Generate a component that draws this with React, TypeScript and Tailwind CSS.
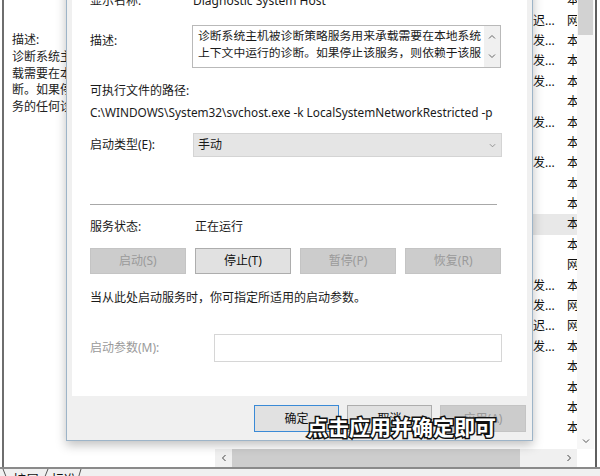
import React from 'react';

const font = 'font-["Noto_Sans","Noto_Sans_CJK_SC",sans-serif]';

type Row = { a: string; b: string; sel?: boolean };

const listRows: Row[] = [
  { a: '', b: '本' },
  { a: '迟...', b: '网' },
  { a: '发...', b: '本' },
  { a: '发...', b: '本' },
  { a: '发...', b: '本' },
  { a: '', b: '本' },
  { a: '发...', b: '本' },
  { a: '', b: '本' },
  { a: '发...', b: '本' },
  { a: '', b: '本' },
  { a: '', b: '本' },
  { a: '', b: '本', sel: true },
  { a: '', b: '本' },
  { a: '', b: '网' },
  { a: '发...', b: '本' },
  { a: '发...', b: '网' },
  { a: '迟...', b: '网' },
  { a: '发...', b: '本' },
  { a: '', b: '本' },
  { a: '', b: '本' },
  { a: '', b: '本' },
  { a: '', b: '本' },
];

const Chevron = ({ dir = 'down', className = '' }: { dir?: 'down' | 'up' | 'left' | 'right'; className?: string }) => {
  const d = {
    down: 'M1 2.5 L4 5.5 L7 2.5',
    up: 'M1 5.5 L4 2.5 L7 5.5',
    left: 'M5.5 1 L2.5 4 L5.5 7',
    right: 'M2.5 1 L5.5 4 L2.5 7',
  }[dir];
  return (
    <svg viewBox="0 0 8 8" className={className} fill="none" stroke="currentColor" strokeWidth="1">
      <path d={d} />
    </svg>
  );
};

const WinButton = ({ label, disabled, primary }: { label: string; disabled?: boolean; primary?: boolean }) => (
  <div
    className={`h-full flex items-center justify-center text-[12px] border ${
      disabled
        ? 'bg-[#cccccc] border-[#c4c4c4] text-[#9a9a9a]'
        : primary
          ? 'bg-[#e1e1e1] border-[#3a8ad6] text-[#111]'
          : 'bg-[#e1e1e1] border-[#adadad] text-[#111]'
    }`}
  >
    {label}
  </div>
);

const Background = () => (
  <div className="flex flex-col h-full">
    <div className="flex h-[467px]">
      {/* left description pane */}
      <div className="w-[213px] border-l-2 border-[#6e6e6e] ml-[2px] bg-white pl-[8px] pt-[32px] text-[12px] leading-[16.8px] text-[#222] whitespace-nowrap overflow-hidden">
        <div>描述:</div>
        <div>诊断系统主机被诊断策略服务用来承</div>
        <div>载需要在本地系统上下文中运行的诊</div>
        <div>断。如果停止该服务，则依赖于该服</div>
        <div>务的任何诊断将不再运行。</div>
      </div>
      {/* right list pane */}
      <div className="flex-1 flex flex-col">
        <div className="flex h-[449px]">
          <div className="flex-1 overflow-hidden">
            <div className="mt-[-10px] text-[12px] text-[#111]">
              {listRows.map((r, i) => (
                <div key={i} className={`h-[20.4px] flex items-center pl-[318px] ${r.sel ? 'bg-[#e8e8e8]' : ''}`}>
                  <div className="w-[34px] shrink-0 whitespace-nowrap">{r.a}</div>
                  <div className="w-[10px] shrink-0 overflow-hidden whitespace-nowrap">{r.b}</div>
                </div>
              ))}
            </div>
          </div>
          <div className="w-[17px] bg-[#f7f7f7] flex flex-col">
            <div className="h-[35px] mx-[1px] bg-[#d2d2d2]" />
            <div className="flex-1" />
            <div className="h-[17px] flex items-center justify-center text-[#555]">
              <Chevron className="w-[8px] h-[8px]" />
            </div>
          </div>
        </div>
        <div className="flex h-[18px]">
          <div className="w-[17px] flex items-center justify-center text-[#444] bg-[#f0f0f0]">
            <Chevron dir="left" className="w-[8px] h-[8px]" />
          </div>
          <div className="w-[288px] bg-[#cdcdcd]" />
          <div className="flex-1 bg-[#f0f0f0]" />
          <div className="w-[17px] flex items-center justify-center text-[#444] bg-[#f0f0f0]">
            <Chevron dir="right" className="w-[8px] h-[8px]" />
          </div>
          <div className="w-[17px] bg-white" />
        </div>
      </div>
      <div className="w-[6px] bg-white pl-[1px]">
        <div className="w-[2px] h-full bg-[#5f5f5f]" />
      </div>
    </div>
    {/* bottom tabs */}
    <div className="flex-1 border-t-2 border-[#8a8a8a] bg-[#f0f0f0] relative">
      <svg className="absolute left-0 top-0 w-[100px] h-[10px]" viewBox="0 0 100 10" fill="none" stroke="#555" strokeWidth="1">
        <path d="M3 0 L7 10" />
        <path d="M44 10 L48 0" />
        <path d="M78 10 L81 0" />
      </svg>
      <div className="flex text-[13px] text-[#111] pl-[13px] pt-[2px] leading-[16px]">
        <span>扩展</span>
        <span className="ml-[12px]">标准</span>
      </div>
    </div>
  </div>
);

const Dialog = () => (
  <div className="absolute left-[66px] top-[-40px] w-[467px] h-[481px] bg-[#f0f0f0] border border-[#9db4c8] shadow-[0_4px_10px_rgba(0,0,0,0.25)] flex flex-col">
    <div className="flex-1 bg-white mx-[5px] pt-[32px] pl-[18px] text-[12px] text-[#1a1a1a]">
      <div className="flex h-[16px] items-center">
        <div className="w-[103px]">显示名称:</div>
        <div>Diagnostic System Host</div>
      </div>
      <div className="flex mt-[16px]">
        <div className="w-[102px] pt-[8px] leading-[16px]">描述:</div>
        <div className="w-[309px] h-[43px] border border-[#b9b9b9] flex">
          <div className="flex-1 pl-[5px] pt-[1px] text-[11.8px] leading-[17px] overflow-hidden whitespace-nowrap">
            <div>诊断系统主机被诊断策略服务用来承载需要在本地系统</div>
            <div>上下文中运行的诊断。如果停止该服务，则依赖于该服</div>
          </div>
          <div className="w-[16px] bg-[#f0f0f0] flex flex-col items-center justify-between py-[7px] text-[#666]">
            <Chevron dir="up" className="w-[8px] h-[8px]" />
            <Chevron dir="down" className="w-[8px] h-[8px]" />
          </div>
        </div>
      </div>
      <div className="mt-[15px] h-[16px] leading-[16px]">可执行文件的路径:</div>
      <div className="mt-[5px] h-[16px] leading-[16px] text-[11.8px] whitespace-nowrap">
        C:\WINDOWS\System32\svchost.exe -k LocalSystemNetworkRestricted -p
      </div>
      <div className="flex items-center mt-[13px]">
        <div className="w-[103px]">启动类型(E):</div>
        <div className="w-[309px] h-[24px] bg-[#e5e5e5] border border-[#d4d4d4] flex items-center pl-[4px] pr-[5px]">
          <div className="flex-1">手动</div>
          <Chevron className="w-[7px] h-[7px] text-[#888]" />
        </div>
      </div>
      <div className="mt-[47px] w-[407px] border-t border-[#a8a8a8]" />
      <div className="flex items-center mt-[14px] h-[16px]">
        <div className="w-[105px]">服务状态:</div>
        <div>正在运行</div>
      </div>
      <div className="grid grid-cols-4 gap-[9.5px] w-[411px] h-[26px] mt-[13px]">
        <WinButton label="启动(S)" disabled />
        <WinButton label="停止(T)" />
        <WinButton label="暂停(P)" disabled />
        <WinButton label="恢复(R)" disabled />
      </div>
      <div className="mt-[16px] h-[16px] leading-[16px] whitespace-nowrap">当从此处启动服务时，你可指定所适用的启动参数。</div>
      <div className="flex items-center mt-[28px]">
        <div className="w-[124px] text-[#9a9a9a]">启动参数(M):</div>
        <div className="w-[288px] h-[28px] border border-[#d6d6d6] bg-white" />
      </div>
    </div>
    <div className="h-[44px] flex justify-end gap-[8px] pr-[6px] pt-[9px] pb-[8px]">
      <div className="w-[85px]">
        <WinButton label="确定" primary />
      </div>
      <div className="w-[85px]">
        <WinButton label="取消" />
      </div>
      <div className="w-[86px]">
        <WinButton label="应用(A)" disabled />
      </div>
    </div>
  </div>
);

export default function App() {
  return (
    <div className={`relative w-[600px] h-[476px] overflow-hidden bg-white ${font}`}>
      <Background />
      <Dialog />
      <div className="absolute left-[307px] top-[412px] text-[21px] font-bold text-white leading-[30px] [-webkit-text-stroke:3px_#111] [paint-order:stroke_fill] whitespace-nowrap">
        点击应用并确定即可
      </div>
    </div>
  );
}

* [Given request]:
Return only the lines running from the top of the data to the line that holds "string; b: string;". Include both of those lines, but skip the pictures.

* [Solution to this exercise]:
Generate a component that draws this with React, TypeScript and Tailwind CSS.
import React from 'react';

const font = 'font-["Noto_Sans","Noto_Sans_CJK_SC",sans-serif]';

type Row = { a: string; b: string; sel?: boolean };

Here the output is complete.